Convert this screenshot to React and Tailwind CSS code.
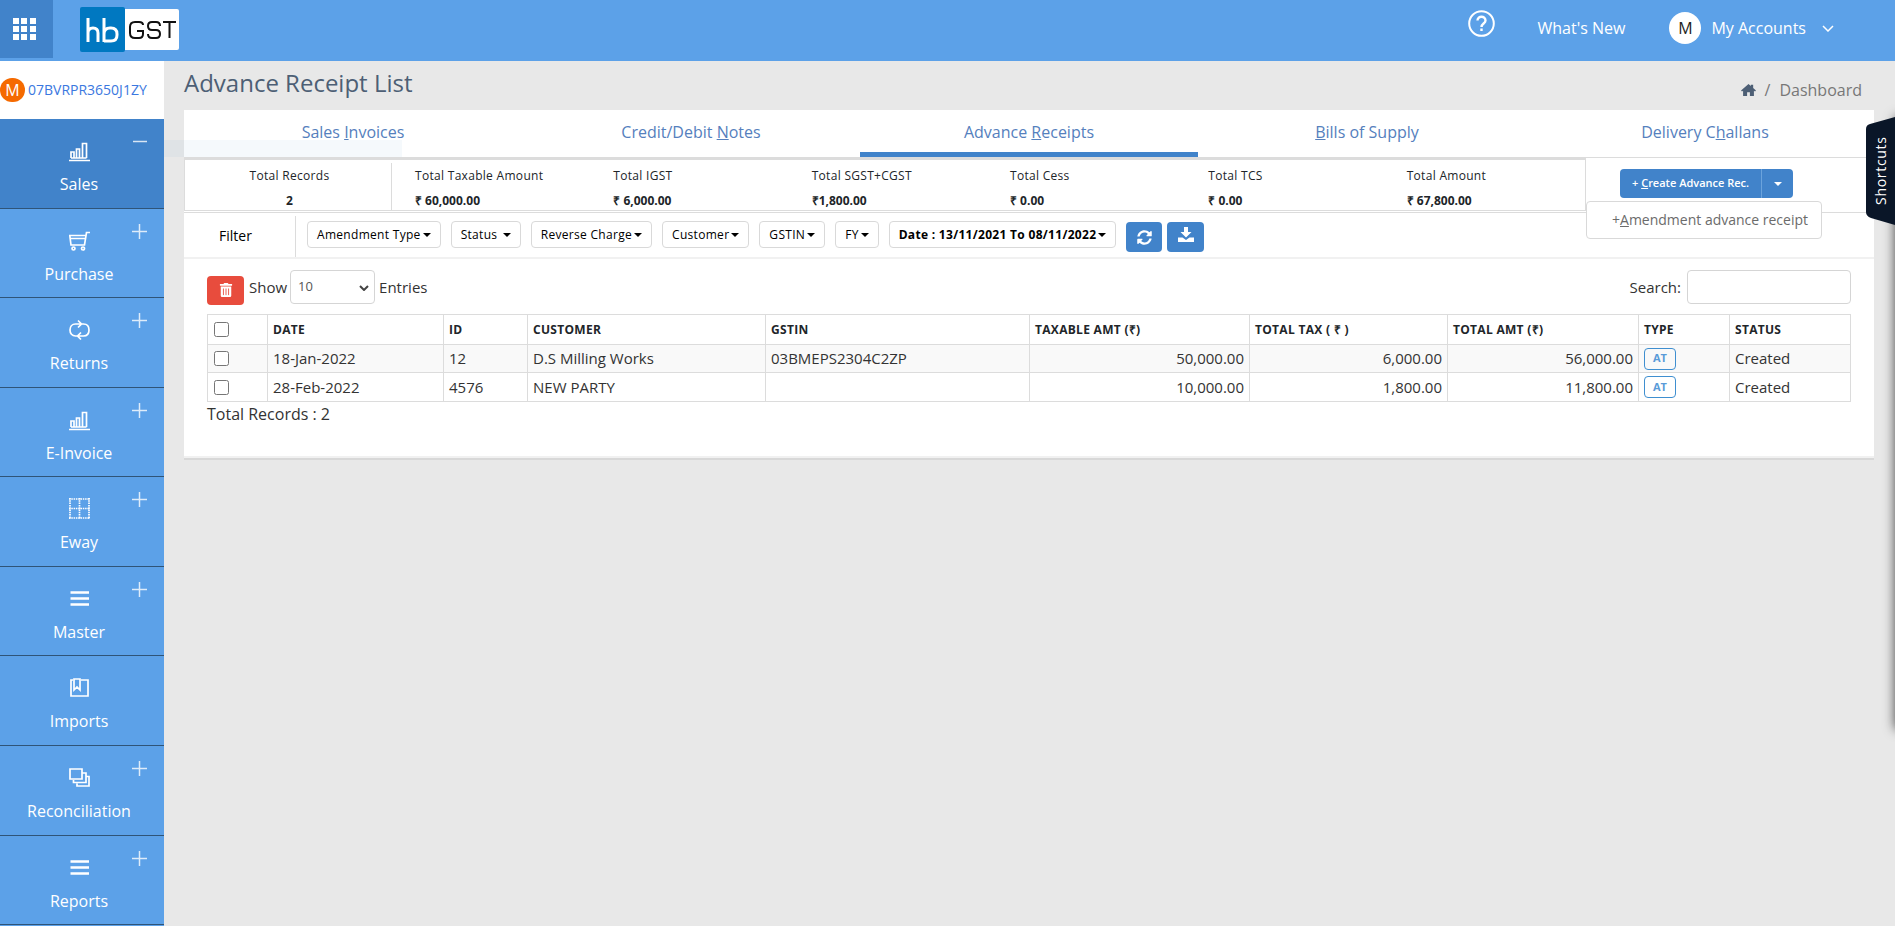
import clsx from 'clsx'
import { FaSyncAlt, FaTrashAlt } from 'react-icons/fa'

const menu = [
  { label: 'Sales', icon: 'chart', sign: 'minus', active: true },
  { label: 'Purchase', icon: 'cart', sign: 'plus' },
  { label: 'Returns', icon: 'loop', sign: 'plus' },
  { label: 'E-Invoice', icon: 'chart', sign: 'plus' },
  { label: 'Eway', icon: 'grid', sign: 'plus' },
  { label: 'Master', icon: 'bars', sign: 'plus' },
  { label: 'Imports', icon: 'bookmark' },
  { label: 'Reconciliation', icon: 'layers', sign: 'plus' },
  { label: 'Reports', icon: 'bars', sign: 'plus' },
]

const tabs = [
  ['Sales ', 'I', 'nvoices'],
  ['Credit/Debit ', 'N', 'otes'],
  ['Advance ', 'R', 'eceipts'],
  ['', 'B', 'ills of Supply'],
  ['Delivery C', 'h', 'allans'],
]

const totals = [
  ['Total Taxable Amount', '₹ 60,000.00'],
  ['Total IGST', '₹ 6,000.00'],
  ['Total SGST+CGST', '₹1,800.00'],
  ['Total Cess', '₹ 0.00'],
  ['Total TCS', '₹ 0.00'],
  ['Total Amount', '₹ 67,800.00'],
]

const filters = ['Amendment Type', 'Status ', 'Reverse Charge', 'Customer', 'GSTIN', 'FY']

const columns = [
  ['DATE', 'w-[176px]'],
  ['ID', 'w-[84px]'],
  ['CUSTOMER', 'w-[238px]'],
  ['GSTIN', 'w-[264px]'],
  ['TAXABLE AMT (₹)', 'w-[220px]'],
  ['TOTAL TAX ( ₹ )', 'w-[198px]'],
  ['TOTAL AMT (₹)', 'w-[191px]'],
  ['TYPE', 'w-[91px]'],
  ['STATUS', ''],
]

const rows = [
  { date: '18-Jan-2022', id: '12', customer: 'D.S Milling Works', gstin: '03BMEPS2304C2ZP', taxable: '50,000.00', tax: '6,000.00', total: '56,000.00' },
  { date: '28-Feb-2022', id: '4576', customer: 'NEW PARTY', gstin: '', taxable: '10,000.00', tax: '1,800.00', total: '11,800.00' },
]

const iconPaths = {
  chart: <path d="M0 20.500h21M2 18v-6h3v6M7.500 18V9h3v9M13.500 18V3.500h4V18M2 18h15.500" />,
  cart: <path d="M21 2.500h-3.500L15.500 15H2L.8 5.500h16M1.200 8.500h15M3 18.500a1.500 1.500 0 1 0 3 0 1.500 1.500 0 1 0-3 0M12.500 18.500a1.500 1.500 0 1 0 3 0 1.500 1.500 0 1 0-3 0" />,
  loop: <path d="M8.500 17H6.500C3 17 1 14.500 1 11s2-6 5.500-6H12M9 1.500 12.500 5 9 8.500M13 5h1.500C18 5 20 7.500 20 11s-2 6-5.500 6H9M12 13.500 8.500 17l3.500 3.500" />,
  grid: <path strokeDasharray="1.500 .8" d="M0 1h21M0 10.500h21M0 20h21M1 0v21M10.500 0v21M20 0v21" />,
  bars: <path strokeWidth="2.500" d="M1.500 4.500H20M1.500 10.500H20M1.500 16.500H20" />,
  bookmark: <path d="M4 3H2v16h17V3h-7M5 2h6v11l-3-3-3 3z" />,
  layers: <path d="M1 2h12v10H1zM13.500 6H17v9.500H4.500V13M17.500 9.500H20V19H8v-2.500" />,
}

function MenuIcon ({ name }) {
  return (
    <svg className="h-[22px] w-[21px]" viewBox="0 0 21 22" fill="none" stroke="currentColor" strokeWidth="1.700">
      {iconPaths[name]}
    </svg>
  )
}

function Caret () {
  return <span className="inline-block border-x-4 border-t-4 border-x-transparent border-t-current align-middle" />
}

function Header () {
  return (
    <header className="flex h-[61px] shrink-0 bg-[#5ca1e8] text-white">
      <button aria-label="Apps" className="grid h-[58px] w-[53px] place-content-center bg-[#4183ca] pr-1">
        <svg className="h-[22px] w-[23px]" viewBox="0 0 23 22" fill="currentColor">
          {[0, 8, 17].map(x => [0, 8, 16].map(y => <rect key={x + '-' + y} x={x} y={y} width="6" height="6" />))}
        </svg>
      </button>
      <a href="#" className="ml-[27px] flex h-[58px] items-center" aria-label="hb GST">
        <svg className="h-[45px] w-[99px]" viewBox="0 0 99 45" fill="none">
          <rect width="45" height="45" rx="2" fill="#0078c1" />
          <path d="M45 2h52q2 0 2 2v37q0 2-2 2H45z" fill="#fff" />
          <path d="M8 11v24M8 26q0-5 5-5t5 5v9M24 11v24M24 27q0-6 6-6h1q6 0 6 6v1q0 6-6 6h-7" stroke="#fff" strokeWidth="3" />
          <path d="M63 18q0-3-4-3h-4q-5 0-5 5v6q0 5 5 5h4q4 0 4-4v-3h-6M80 19q0-4-4-4h-4q-4 0-4 4t4 4h4q4 0 4 4t-4 4h-4q-4 0-4-4M83 15h13M89.500 15v16" stroke="#111" strokeWidth="2" />
        </svg>
      </a>
      <nav className="ml-auto flex h-[56px] items-center pr-[61px] text-base font-medium">
        <a href="#" aria-label="Help" className="mb-[10px]">
          <svg className="h-[27px] w-[27px]" viewBox="0 0 27 27" fill="none" stroke="currentColor" strokeWidth="2">
            <circle cx="13.500" cy="13.500" r="12.300" />
            <path d="M9.500 10.500c0-5 8-5 8 0 0 3-4 3-4 6.500M13.500 18.500v2.500" strokeWidth="2.400" />
          </svg>
        </a>
        <a href="#" className="ml-[43px]">What's New</a>
        <button className="ml-[44px] flex items-center">
          <span className="mr-[10px] grid h-8 w-8 place-content-center rounded-full bg-white font-normal text-[#222]">M</span>
          My Accounts
          <svg className="ml-4 h-[7px] w-3" viewBox="0 0 12 7" fill="none" stroke="currentColor" strokeWidth="1.500">
            <path d="m1 1 5 5 5-5" />
          </svg>
        </button>
      </nav>
    </header>
  )
}

function Sidebar () {
  return (
    <aside className="flex w-[164px] shrink-0 flex-col bg-[#5ca1e8]">
      <a href="#" className="flex h-[58px] items-center gap-[3px] bg-white text-sm text-[#3b78e0]">
        <span className="grid h-6 w-[25px] place-content-center rounded-full bg-[#f56a00] text-base text-white">M</span>
        07BVRPR3650J1ZY
      </a>
      <nav className="flex flex-1 flex-col pb-px">
        {menu.map(m => (
          <a
            key={m.label}
            href="#"
            className={clsx('relative flex flex-1 flex-col items-center border-b border-[#2f5478] pr-[6px] text-base text-white', m.active && 'bg-[#4183ca]')}
          >
            <span className="mt-[21px] mb-[10px]"><MenuIcon name={m.icon} /></span>
            {m.label}
            {m.sign && (
              <svg className="absolute top-[15px] right-[17px] h-[15px] w-[15px] opacity-80" viewBox="0 0 15 15" stroke="currentColor" strokeWidth="1.500">
                <path d={m.sign === 'plus' ? 'M0 7.500h15M7.500 0v15' : 'M1 7.500h14'} />
              </svg>
            )}
          </a>
        ))}
      </nav>
    </aside>
  )
}

function Summary () {
  return (
    <div className="flex h-[55px] border-b border-[#dcdcdc]">
      <div className="mb-px flex min-w-0 flex-1 border border-t-2 border-[#dcdcdc] text-xs text-[#212529]">
        <div className="mt-[3px] flex w-[207px] flex-col items-center border-r border-[#dcdcdc] pt-[3px] pl-[3px]">
          <span className="leading-5 tracking-wide">Total Records</span>
          <b className="mt-[5px] leading-5">2</b>
        </div>
        <div className="mt-[3px] -mr-5 grid flex-1 grid-cols-6 pt-[3px] pl-[23px]">
          {totals.map(([label, value]) => (
            <div key={label} className="flex flex-col">
              <span className="leading-5 tracking-wide">{label}</span>
              <b className="mt-[5px] leading-5">{value}</b>
            </div>
          ))}
        </div>
      </div>
      <div className="relative z-10 w-[288px] pt-[11px] pl-[34px]">
        <div className="flex h-[29px] w-[173px] overflow-hidden rounded-sm bg-[#4183ca] text-[11px] font-semibold text-white">
          <button className="flex-1">+ <u>C</u>reate Advance Rec.</button>
          <button aria-label="More" className="w-8 border-l border-[#6ba3dc]"><Caret /></button>
        </div>
        <a href="#" className="absolute top-[43px] left-0 flex h-[38px] w-[236px] items-center rounded border border-[#d9d9d9] bg-white pb-px pl-[25px] text-sm text-[#6b6b6b]">
          +<u>A</u>mendment advance receipt
        </a>
      </div>
    </div>
  )
}

function Filters () {
  return (
    <div className="flex h-[46px] items-start border-b-2 border-[#f1f1f1] text-xs text-black">
      <div className="mt-[3px] mr-[11px] flex h-[41px] w-[112px] items-center border-r border-[#dcdcdc] pb-px pl-[35px] text-sm font-medium">Filter</div>
      <div className="mt-2 flex gap-[10px]">
        {filters.map(f => (
          <button key={f} className="flex h-[27px] items-center gap-[2px] rounded-sm border border-[#d9d9d9] px-[9px] tracking-wide whitespace-pre">
            {f}<Caret />
          </button>
        ))}
        <button className="flex h-[27px] items-center gap-[2px] rounded-sm border border-[#d9d9d9] px-[9px] font-bold tracking-wide">
          Date : 13/11/2021 To 08/11/2022<Caret />
        </button>
        <div className="flex gap-[5px] pt-px">
          <button aria-label="Refresh" className="grid h-[30px] w-9 place-content-center rounded-sm bg-[#4183ca] text-white"><FaSyncAlt size={15} /></button>
          <button aria-label="Download" className="grid h-[30px] w-[37px] place-content-center rounded-sm bg-[#4183ca] pb-1 text-white">
            <svg className="h-4 w-4" viewBox="0 0 16 16" fill="currentColor">
              <path d="M6 0h4v5h3.500L8 10.500 2.500 5H6zM0 10.500h4.500L8 13l3.500-2.500H16V15H0z" />
            </svg>
          </button>
        </div>
      </div>
    </div>
  )
}

function Receipts () {
  return (
    <div className="border-b-2 border-[#f1f1f1] px-[23px] pt-[10px] pb-[30px] text-[15px] text-[#333]">
      <div className="flex h-9 items-center">
        <button aria-label="Delete" className="mt-[6px] mr-[5px] grid h-[29px] w-[37px] place-content-center rounded-sm bg-[#e84c3d] text-white"><FaTrashAlt size={14} /></button>
        <label htmlFor="entries">Show</label>
        <span className="relative mr-1 ml-[3px]">
          <select id="entries" className="h-[34px] w-[85px] appearance-none rounded-sm border border-[#d5d5d5] bg-white pl-[7px] text-[13px] text-[#555]">
            <option>10</option>
          </select>
          <svg className="pointer-events-none absolute top-[15px] right-[6px] h-[6px] w-[10px]" viewBox="0 0 10 6" fill="none" stroke="#444" strokeWidth="2">
            <path d="m1 1 4 4 4-4" />
          </svg>
        </span>
        Entries
        <label htmlFor="search" className="mr-[6px] ml-auto">Search:</label>
        <input id="search" className="h-[34px] w-[164px] rounded-sm border border-[#d5d5d5] px-2" />
      </div>
      <table className="mt-[9px] w-full table-fixed border-collapse [&_td]:border [&_td]:border-[#dcdcdc] [&_td]:px-[5px] [&_th]:border [&_th]:border-[#dcdcdc] [&_th]:px-[5px]">
        <thead>
          <tr className="h-[30px] text-left text-xs tracking-wide text-[#212529]">
            <th className="w-[60px]"><input type="checkbox" aria-label="Select all" className="ml-px block h-[15px] w-[15px]" /></th>
            {columns.map(([name, width]) => <th key={name} className={width}>{name}</th>)}
          </tr>
        </thead>
        <tbody>
          {rows.map((r, i) => (
            <tr key={r.id} className={clsx(i % 2 === 0 ? 'h-7 bg-[#f9f9f9]' : 'h-[29px]')}>
              <td><input type="checkbox" aria-label={'Select ' + r.id} className="ml-px block h-[15px] w-[15px]" /></td>
              <td>{r.date}</td>
              <td>{r.id}</td>
              <td>{r.customer}</td>
              <td>{r.gstin}</td>
              <td className="text-right">{r.taxable}</td>
              <td className="text-right">{r.tax}</td>
              <td className="text-right">{r.total}</td>
              <td>
                <span className="flex h-[22px] w-8 items-center justify-center rounded border border-[#3f8fd0] text-[11px] font-bold text-[#5a9bd8]">AT</span>
              </td>
              <td>Created</td>
            </tr>
          ))}
        </tbody>
      </table>
      <div className="text-base">Total Records : 2</div>
    </div>
  )
}

export default function App () {
  return (
    <div className="relative flex min-h-screen flex-col overflow-hidden bg-[#e8e8e8] font-['Open_Sans',sans-serif]">
      <Header />
      <div className="flex flex-1">
        <Sidebar />
        <main className="relative min-w-0 flex-1 pr-[21px] pl-5">
          <div className="flex h-[49px] justify-between">
            <h1 className="pt-[6px] text-2xl font-medium text-[#4d5f75]">Advance Receipt List</h1>
            <div className="flex items-center gap-[9px] pt-2 pr-3 text-base text-[#777]">
              <a href="#" aria-label="Home" className="text-[#4d5f75]">
                <svg className="h-[14px] w-[15px]" viewBox="0 0 16 15" fill="currentColor">
                  <path d="M0 8 8 1l2.500 2.200V2H13v3.400L16 8l-1 1-1.200-.6V14H9.500v-4h-3v4H2.200V8.400L1 9z" />
                </svg>
              </a>
              <span>/</span>
              <span>Dashboard</span>
            </div>
          </div>
          <section className="border-b-2 border-[#d8d8d8] bg-white">
            <nav className="grid h-12 grid-cols-5 border-b border-[#dcdcdc]">
              {tabs.map(([before, key, after]) => (
                <a
                  key={key}
                  href="#"
                  className={clsx('border-b-[5px] pt-[10px] text-center text-base text-[#5580bd]', key === 'R' ? 'border-[#4183ca]' : 'border-transparent')}
                >
                  {before}<u>{key}</u>{after}
                </a>
              ))}
            </nav>
            <Summary />
            <Filters />
            <Receipts />
          </section>
          {/* status strip fading out beside the menu */}
          <div className="pointer-events-none absolute top-[79px] left-0 h-[17px] w-[238px] bg-[#4183ca]/5" />
        </main>
      </div>
      {/* shortcuts drawer, closed: only its shadow and handle show */}
      <div className="absolute top-[117px] -right-5 h-[612px] w-5 shadow-[0_0_12px_rgba(0,0,0,0.7)]" />
      <button className="absolute top-[117px] right-0 h-[108px] w-[29px] text-sm font-medium tracking-wider text-white">
        <svg className="absolute inset-0 h-full w-full" viewBox="0 0 29 108" fill="#0a1628">
          <path d="M29 0v108L5 101q-5-2-5-6V12q0-4 4-5z" />
        </svg>
        <span className="absolute inset-0 flex rotate-180 items-center justify-center [writing-mode:vertical-rl]">Shortcuts</span>
      </button>
    </div>
  )
}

= = =

Leave out any pictures, please, and quote only the lines from the top of the data through the line that contains "const filters = ['Amendment".

Convert this screenshot to React and Tailwind CSS code.
import clsx from 'clsx'
import { FaSyncAlt, FaTrashAlt } from 'react-icons/fa'

const menu = [
  { label: 'Sales', icon: 'chart', sign: 'minus', active: true },
  { label: 'Purchase', icon: 'cart', sign: 'plus' },
  { label: 'Returns', icon: 'loop', sign: 'plus' },
  { label: 'E-Invoice', icon: 'chart', sign: 'plus' },
  { label: 'Eway', icon: 'grid', sign: 'plus' },
  { label: 'Master', icon: 'bars', sign: 'plus' },
  { label: 'Imports', icon: 'bookmark' },
  { label: 'Reconciliation', icon: 'layers', sign: 'plus' },
  { label: 'Reports', icon: 'bars', sign: 'plus' },
]

const tabs = [
  ['Sales ', 'I', 'nvoices'],
  ['Credit/Debit ', 'N', 'otes'],
  ['Advance ', 'R', 'eceipts'],
  ['', 'B', 'ills of Supply'],
  ['Delivery C', 'h', 'allans'],
]

const totals = [
  ['Total Taxable Amount', '₹ 60,000.00'],
  ['Total IGST', '₹ 6,000.00'],
  ['Total SGST+CGST', '₹1,800.00'],
  ['Total Cess', '₹ 0.00'],
  ['Total TCS', '₹ 0.00'],
  ['Total Amount', '₹ 67,800.00'],
]

const filters = ['Amendment Type', 'Status ', 'Reverse Charge', 'Customer', 'GSTIN', 'FY']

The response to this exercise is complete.